Write the material out again in full, word for word. Do not include the pictures.

>> BEGIN Given material

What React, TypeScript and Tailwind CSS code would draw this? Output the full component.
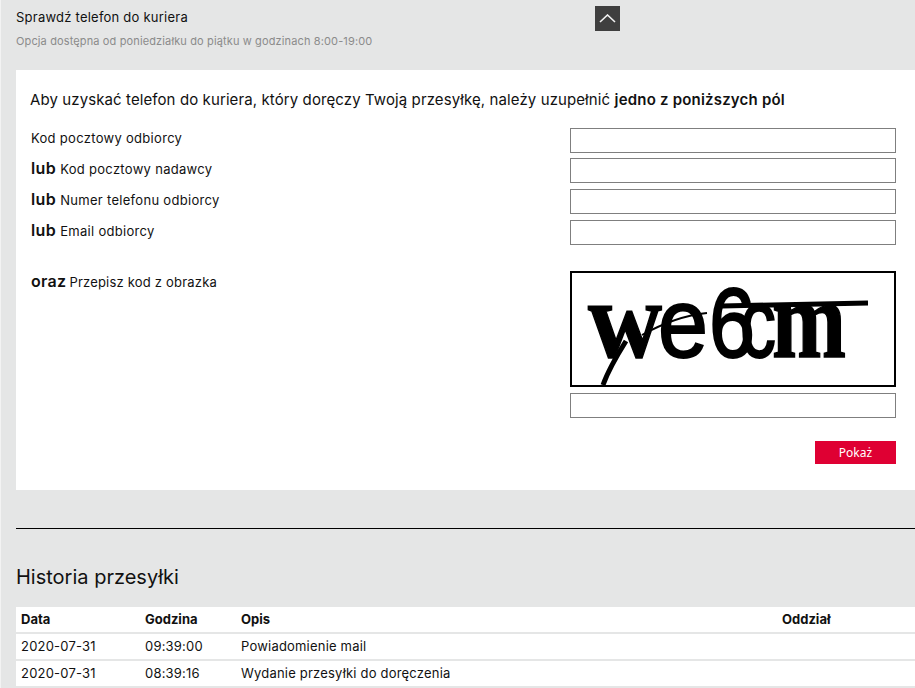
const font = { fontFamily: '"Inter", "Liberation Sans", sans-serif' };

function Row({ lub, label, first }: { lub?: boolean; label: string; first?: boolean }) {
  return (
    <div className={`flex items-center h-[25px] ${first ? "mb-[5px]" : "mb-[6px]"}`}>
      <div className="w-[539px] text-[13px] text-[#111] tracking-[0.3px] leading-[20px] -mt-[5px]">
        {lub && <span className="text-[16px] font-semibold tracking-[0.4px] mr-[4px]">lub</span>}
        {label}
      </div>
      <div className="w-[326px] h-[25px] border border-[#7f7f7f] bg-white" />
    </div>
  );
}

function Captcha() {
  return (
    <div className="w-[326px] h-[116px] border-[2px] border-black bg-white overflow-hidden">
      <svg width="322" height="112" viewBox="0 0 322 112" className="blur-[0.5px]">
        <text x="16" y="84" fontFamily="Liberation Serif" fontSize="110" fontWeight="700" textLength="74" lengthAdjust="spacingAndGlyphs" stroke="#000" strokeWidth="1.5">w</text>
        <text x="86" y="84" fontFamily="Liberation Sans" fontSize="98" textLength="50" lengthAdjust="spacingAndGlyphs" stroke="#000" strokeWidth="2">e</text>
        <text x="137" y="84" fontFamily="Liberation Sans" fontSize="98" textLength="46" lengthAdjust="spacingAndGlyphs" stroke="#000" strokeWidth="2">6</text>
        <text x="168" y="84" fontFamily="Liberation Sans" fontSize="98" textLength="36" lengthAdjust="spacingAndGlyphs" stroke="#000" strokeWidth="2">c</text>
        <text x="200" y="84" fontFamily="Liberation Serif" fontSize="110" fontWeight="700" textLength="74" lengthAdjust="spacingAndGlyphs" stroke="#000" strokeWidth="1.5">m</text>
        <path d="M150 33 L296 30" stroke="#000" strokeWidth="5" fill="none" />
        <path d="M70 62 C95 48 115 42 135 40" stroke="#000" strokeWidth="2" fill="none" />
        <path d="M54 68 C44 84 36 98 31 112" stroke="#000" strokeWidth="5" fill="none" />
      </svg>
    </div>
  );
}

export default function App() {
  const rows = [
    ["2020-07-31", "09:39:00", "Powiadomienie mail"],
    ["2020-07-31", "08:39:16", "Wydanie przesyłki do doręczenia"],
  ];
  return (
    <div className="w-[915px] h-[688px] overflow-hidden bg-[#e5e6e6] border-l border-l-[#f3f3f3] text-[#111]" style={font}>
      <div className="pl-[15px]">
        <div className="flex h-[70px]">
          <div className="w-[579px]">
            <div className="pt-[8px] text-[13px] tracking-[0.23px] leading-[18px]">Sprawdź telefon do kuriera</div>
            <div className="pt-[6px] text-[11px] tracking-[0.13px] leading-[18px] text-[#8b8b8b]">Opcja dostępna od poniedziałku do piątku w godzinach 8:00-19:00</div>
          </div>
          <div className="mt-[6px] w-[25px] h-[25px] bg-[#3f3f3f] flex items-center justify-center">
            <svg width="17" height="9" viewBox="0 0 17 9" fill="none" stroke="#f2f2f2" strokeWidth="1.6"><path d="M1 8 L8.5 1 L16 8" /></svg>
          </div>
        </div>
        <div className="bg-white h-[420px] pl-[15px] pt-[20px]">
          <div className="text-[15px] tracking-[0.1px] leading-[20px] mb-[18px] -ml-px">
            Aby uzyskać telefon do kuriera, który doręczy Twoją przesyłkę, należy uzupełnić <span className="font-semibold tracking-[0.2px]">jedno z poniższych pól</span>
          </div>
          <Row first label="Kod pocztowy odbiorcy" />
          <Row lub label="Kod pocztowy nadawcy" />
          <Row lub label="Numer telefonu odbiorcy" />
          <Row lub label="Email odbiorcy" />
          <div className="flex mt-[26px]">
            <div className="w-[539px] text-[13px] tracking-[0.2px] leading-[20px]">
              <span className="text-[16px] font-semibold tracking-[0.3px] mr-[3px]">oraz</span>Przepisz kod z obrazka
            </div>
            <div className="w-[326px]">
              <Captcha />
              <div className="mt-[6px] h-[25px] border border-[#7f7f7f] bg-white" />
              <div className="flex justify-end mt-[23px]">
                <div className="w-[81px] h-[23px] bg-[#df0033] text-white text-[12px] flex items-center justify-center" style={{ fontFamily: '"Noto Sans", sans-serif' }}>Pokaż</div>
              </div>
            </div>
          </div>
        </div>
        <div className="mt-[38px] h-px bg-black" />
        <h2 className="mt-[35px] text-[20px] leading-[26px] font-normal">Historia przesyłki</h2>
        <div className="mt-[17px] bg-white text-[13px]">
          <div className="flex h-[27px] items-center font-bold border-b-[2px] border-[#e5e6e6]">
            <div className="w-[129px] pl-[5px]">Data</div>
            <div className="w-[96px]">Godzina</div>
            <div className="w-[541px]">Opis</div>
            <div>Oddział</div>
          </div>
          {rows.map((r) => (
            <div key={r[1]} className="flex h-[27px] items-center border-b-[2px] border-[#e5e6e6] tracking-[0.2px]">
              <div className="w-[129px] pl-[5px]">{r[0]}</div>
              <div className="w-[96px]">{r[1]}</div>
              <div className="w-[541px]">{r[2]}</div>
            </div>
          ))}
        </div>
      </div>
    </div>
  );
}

>> END Given material

> _Result of this exercise_:
What React, TypeScript and Tailwind CSS code would draw this? Output the full component.
const font = { fontFamily: '"Inter", "Liberation Sans", sans-serif' };

function Row({ lub, label, first }: { lub?: boolean; label: string; first?: boolean }) {
  return (
    <div className={`flex items-center h-[25px] ${first ? "mb-[5px]" : "mb-[6px]"}`}>
      <div className="w-[539px] text-[13px] text-[#111] tracking-[0.3px] leading-[20px] -mt-[5px]">
        {lub && <span className="text-[16px] font-semibold tracking-[0.4px] mr-[4px]">lub</span>}
        {label}
      </div>
      <div className="w-[326px] h-[25px] border border-[#7f7f7f] bg-white" />
    </div>
  );
}

function Captcha() {
  return (
    <div className="w-[326px] h-[116px] border-[2px] border-black bg-white overflow-hidden">
      <svg width="322" height="112" viewBox="0 0 322 112" className="blur-[0.5px]">
        <text x="16" y="84" fontFamily="Liberation Serif" fontSize="110" fontWeight="700" textLength="74" lengthAdjust="spacingAndGlyphs" stroke="#000" strokeWidth="1.5">w</text>
        <text x="86" y="84" fontFamily="Liberation Sans" fontSize="98" textLength="50" lengthAdjust="spacingAndGlyphs" stroke="#000" strokeWidth="2">e</text>
        <text x="137" y="84" fontFamily="Liberation Sans" fontSize="98" textLength="46" lengthAdjust="spacingAndGlyphs" stroke="#000" strokeWidth="2">6</text>
        <text x="168" y="84" fontFamily="Liberation Sans" fontSize="98" textLength="36" lengthAdjust="spacingAndGlyphs" stroke="#000" strokeWidth="2">c</text>
        <text x="200" y="84" fontFamily="Liberation Serif" fontSize="110" fontWeight="700" textLength="74" lengthAdjust="spacingAndGlyphs" stroke="#000" strokeWidth="1.5">m</text>
        <path d="M150 33 L296 30" stroke="#000" strokeWidth="5" fill="none" />
        <path d="M70 62 C95 48 115 42 135 40" stroke="#000" strokeWidth="2" fill="none" />
        <path d="M54 68 C44 84 36 98 31 112" stroke="#000" strokeWidth="5" fill="none" />
      </svg>
    </div>
  );
}

export default function App() {
  const rows = [
    ["2020-07-31", "09:39:00", "Powiadomienie mail"],
    ["2020-07-31", "08:39:16", "Wydanie przesyłki do doręczenia"],
  ];
  return (
    <div className="w-[915px] h-[688px] overflow-hidden bg-[#e5e6e6] border-l border-l-[#f3f3f3] text-[#111]" style={font}>
      <div className="pl-[15px]">
        <div className="flex h-[70px]">
          <div className="w-[579px]">
            <div className="pt-[8px] text-[13px] tracking-[0.23px] leading-[18px]">Sprawdź telefon do kuriera</div>
            <div className="pt-[6px] text-[11px] tracking-[0.13px] leading-[18px] text-[#8b8b8b]">Opcja dostępna od poniedziałku do piątku w godzinach 8:00-19:00</div>
          </div>
          <div className="mt-[6px] w-[25px] h-[25px] bg-[#3f3f3f] flex items-center justify-center">
            <svg width="17" height="9" viewBox="0 0 17 9" fill="none" stroke="#f2f2f2" strokeWidth="1.6"><path d="M1 8 L8.5 1 L16 8" /></svg>
          </div>
        </div>
        <div className="bg-white h-[420px] pl-[15px] pt-[20px]">
          <div className="text-[15px] tracking-[0.1px] leading-[20px] mb-[18px] -ml-px">
            Aby uzyskać telefon do kuriera, który doręczy Twoją przesyłkę, należy uzupełnić <span className="font-semibold tracking-[0.2px]">jedno z poniższych pól</span>
          </div>
          <Row first label="Kod pocztowy odbiorcy" />
          <Row lub label="Kod pocztowy nadawcy" />
          <Row lub label="Numer telefonu odbiorcy" />
          <Row lub label="Email odbiorcy" />
          <div className="flex mt-[26px]">
            <div className="w-[539px] text-[13px] tracking-[0.2px] leading-[20px]">
              <span className="text-[16px] font-semibold tracking-[0.3px] mr-[3px]">oraz</span>Przepisz kod z obrazka
            </div>
            <div className="w-[326px]">
              <Captcha />
              <div className="mt-[6px] h-[25px] border border-[#7f7f7f] bg-white" />
              <div className="flex justify-end mt-[23px]">
                <div className="w-[81px] h-[23px] bg-[#df0033] text-white text-[12px] flex items-center justify-center" style={{ fontFamily: '"Noto Sans", sans-serif' }}>Pokaż</div>
              </div>
            </div>
          </div>
        </div>
        <div className="mt-[38px] h-px bg-black" />
        <h2 className="mt-[35px] text-[20px] leading-[26px] font-normal">Historia przesyłki</h2>
        <div className="mt-[17px] bg-white text-[13px]">
          <div className="flex h-[27px] items-center font-bold border-b-[2px] border-[#e5e6e6]">
            <div className="w-[129px] pl-[5px]">Data</div>
            <div className="w-[96px]">Godzina</div>
            <div className="w-[541px]">Opis</div>
            <div>Oddział</div>
          </div>
          {rows.map((r) => (
            <div key={r[1]} className="flex h-[27px] items-center border-b-[2px] border-[#e5e6e6] tracking-[0.2px]">
              <div className="w-[129px] pl-[5px]">{r[0]}</div>
              <div className="w-[96px]">{r[1]}</div>
              <div className="w-[541px]">{r[2]}</div>
            </div>
          ))}
        </div>
      </div>
    </div>
  );
}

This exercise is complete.